----- GIVEN DATA -----

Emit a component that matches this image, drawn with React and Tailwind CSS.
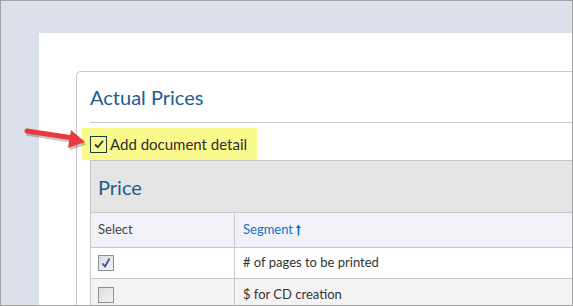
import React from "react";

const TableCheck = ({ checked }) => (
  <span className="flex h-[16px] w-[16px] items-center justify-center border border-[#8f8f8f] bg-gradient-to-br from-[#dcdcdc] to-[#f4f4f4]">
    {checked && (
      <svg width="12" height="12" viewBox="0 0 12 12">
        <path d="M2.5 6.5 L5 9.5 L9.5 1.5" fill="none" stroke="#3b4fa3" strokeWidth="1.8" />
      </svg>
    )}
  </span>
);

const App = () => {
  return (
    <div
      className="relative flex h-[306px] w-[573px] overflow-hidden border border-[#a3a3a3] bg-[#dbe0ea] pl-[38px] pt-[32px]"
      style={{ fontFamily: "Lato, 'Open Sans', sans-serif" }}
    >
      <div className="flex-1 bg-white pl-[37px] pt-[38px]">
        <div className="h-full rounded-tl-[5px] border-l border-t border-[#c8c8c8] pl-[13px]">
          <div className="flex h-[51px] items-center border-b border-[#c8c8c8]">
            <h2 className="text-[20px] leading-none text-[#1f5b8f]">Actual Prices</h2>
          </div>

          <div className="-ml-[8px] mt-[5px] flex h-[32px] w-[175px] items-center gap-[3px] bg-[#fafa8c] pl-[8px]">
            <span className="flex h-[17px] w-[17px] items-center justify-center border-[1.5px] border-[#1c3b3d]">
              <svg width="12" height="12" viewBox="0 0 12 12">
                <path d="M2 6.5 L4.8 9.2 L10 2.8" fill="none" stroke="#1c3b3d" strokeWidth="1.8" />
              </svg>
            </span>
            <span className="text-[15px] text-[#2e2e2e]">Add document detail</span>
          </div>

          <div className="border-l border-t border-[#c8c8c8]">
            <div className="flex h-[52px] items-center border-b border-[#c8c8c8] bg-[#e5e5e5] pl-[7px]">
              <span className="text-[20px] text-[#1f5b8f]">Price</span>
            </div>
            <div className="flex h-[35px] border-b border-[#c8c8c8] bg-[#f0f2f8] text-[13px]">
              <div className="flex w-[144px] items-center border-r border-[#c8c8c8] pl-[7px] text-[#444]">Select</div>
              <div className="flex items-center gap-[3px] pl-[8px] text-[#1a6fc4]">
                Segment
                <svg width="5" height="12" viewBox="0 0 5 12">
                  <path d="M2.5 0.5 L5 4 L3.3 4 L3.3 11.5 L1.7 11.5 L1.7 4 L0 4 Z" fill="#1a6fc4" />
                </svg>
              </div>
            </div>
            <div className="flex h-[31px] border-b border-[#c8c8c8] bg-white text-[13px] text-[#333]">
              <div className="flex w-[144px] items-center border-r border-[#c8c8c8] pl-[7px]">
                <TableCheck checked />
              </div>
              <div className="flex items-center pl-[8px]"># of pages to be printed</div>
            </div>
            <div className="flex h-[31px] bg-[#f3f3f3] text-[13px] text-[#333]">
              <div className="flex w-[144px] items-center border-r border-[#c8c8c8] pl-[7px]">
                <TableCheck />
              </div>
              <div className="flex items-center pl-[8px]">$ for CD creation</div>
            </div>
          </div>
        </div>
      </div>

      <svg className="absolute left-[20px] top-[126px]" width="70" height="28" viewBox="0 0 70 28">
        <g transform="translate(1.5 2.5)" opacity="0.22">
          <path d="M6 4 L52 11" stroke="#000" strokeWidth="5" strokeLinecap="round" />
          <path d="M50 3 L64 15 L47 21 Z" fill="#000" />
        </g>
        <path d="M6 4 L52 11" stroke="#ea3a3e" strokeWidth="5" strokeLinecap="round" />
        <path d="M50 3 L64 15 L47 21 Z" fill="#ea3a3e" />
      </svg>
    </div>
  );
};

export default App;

-----

* **TASK GOAL**
Except for the pictures, reproduce every line exactly.

* **PROBLEM SOLUTION**
Emit a component that matches this image, drawn with React and Tailwind CSS.
import React from "react";

const TableCheck = ({ checked }) => (
  <span className="flex h-[16px] w-[16px] items-center justify-center border border-[#8f8f8f] bg-gradient-to-br from-[#dcdcdc] to-[#f4f4f4]">
    {checked && (
      <svg width="12" height="12" viewBox="0 0 12 12">
        <path d="M2.5 6.5 L5 9.5 L9.5 1.5" fill="none" stroke="#3b4fa3" strokeWidth="1.8" />
      </svg>
    )}
  </span>
);

const App = () => {
  return (
    <div
      className="relative flex h-[306px] w-[573px] overflow-hidden border border-[#a3a3a3] bg-[#dbe0ea] pl-[38px] pt-[32px]"
      style={{ fontFamily: "Lato, 'Open Sans', sans-serif" }}
    >
      <div className="flex-1 bg-white pl-[37px] pt-[38px]">
        <div className="h-full rounded-tl-[5px] border-l border-t border-[#c8c8c8] pl-[13px]">
          <div className="flex h-[51px] items-center border-b border-[#c8c8c8]">
            <h2 className="text-[20px] leading-none text-[#1f5b8f]">Actual Prices</h2>
          </div>

          <div className="-ml-[8px] mt-[5px] flex h-[32px] w-[175px] items-center gap-[3px] bg-[#fafa8c] pl-[8px]">
            <span className="flex h-[17px] w-[17px] items-center justify-center border-[1.5px] border-[#1c3b3d]">
              <svg width="12" height="12" viewBox="0 0 12 12">
                <path d="M2 6.5 L4.8 9.2 L10 2.8" fill="none" stroke="#1c3b3d" strokeWidth="1.8" />
              </svg>
            </span>
            <span className="text-[15px] text-[#2e2e2e]">Add document detail</span>
          </div>

          <div className="border-l border-t border-[#c8c8c8]">
            <div className="flex h-[52px] items-center border-b border-[#c8c8c8] bg-[#e5e5e5] pl-[7px]">
              <span className="text-[20px] text-[#1f5b8f]">Price</span>
            </div>
            <div className="flex h-[35px] border-b border-[#c8c8c8] bg-[#f0f2f8] text-[13px]">
              <div className="flex w-[144px] items-center border-r border-[#c8c8c8] pl-[7px] text-[#444]">Select</div>
              <div className="flex items-center gap-[3px] pl-[8px] text-[#1a6fc4]">
                Segment
                <svg width="5" height="12" viewBox="0 0 5 12">
                  <path d="M2.5 0.5 L5 4 L3.3 4 L3.3 11.5 L1.7 11.5 L1.7 4 L0 4 Z" fill="#1a6fc4" />
                </svg>
              </div>
            </div>
            <div className="flex h-[31px] border-b border-[#c8c8c8] bg-white text-[13px] text-[#333]">
              <div className="flex w-[144px] items-center border-r border-[#c8c8c8] pl-[7px]">
                <TableCheck checked />
              </div>
              <div className="flex items-center pl-[8px]"># of pages to be printed</div>
            </div>
            <div className="flex h-[31px] bg-[#f3f3f3] text-[13px] text-[#333]">
              <div className="flex w-[144px] items-center border-r border-[#c8c8c8] pl-[7px]">
                <TableCheck />
              </div>
              <div className="flex items-center pl-[8px]">$ for CD creation</div>
            </div>
          </div>
        </div>
      </div>

      <svg className="absolute left-[20px] top-[126px]" width="70" height="28" viewBox="0 0 70 28">
        <g transform="translate(1.5 2.5)" opacity="0.22">
          <path d="M6 4 L52 11" stroke="#000" strokeWidth="5" strokeLinecap="round" />
          <path d="M50 3 L64 15 L47 21 Z" fill="#000" />
        </g>
        <path d="M6 4 L52 11" stroke="#ea3a3e" strokeWidth="5" strokeLinecap="round" />
        <path d="M50 3 L64 15 L47 21 Z" fill="#ea3a3e" />
      </svg>
    </div>
  );
};

export default App;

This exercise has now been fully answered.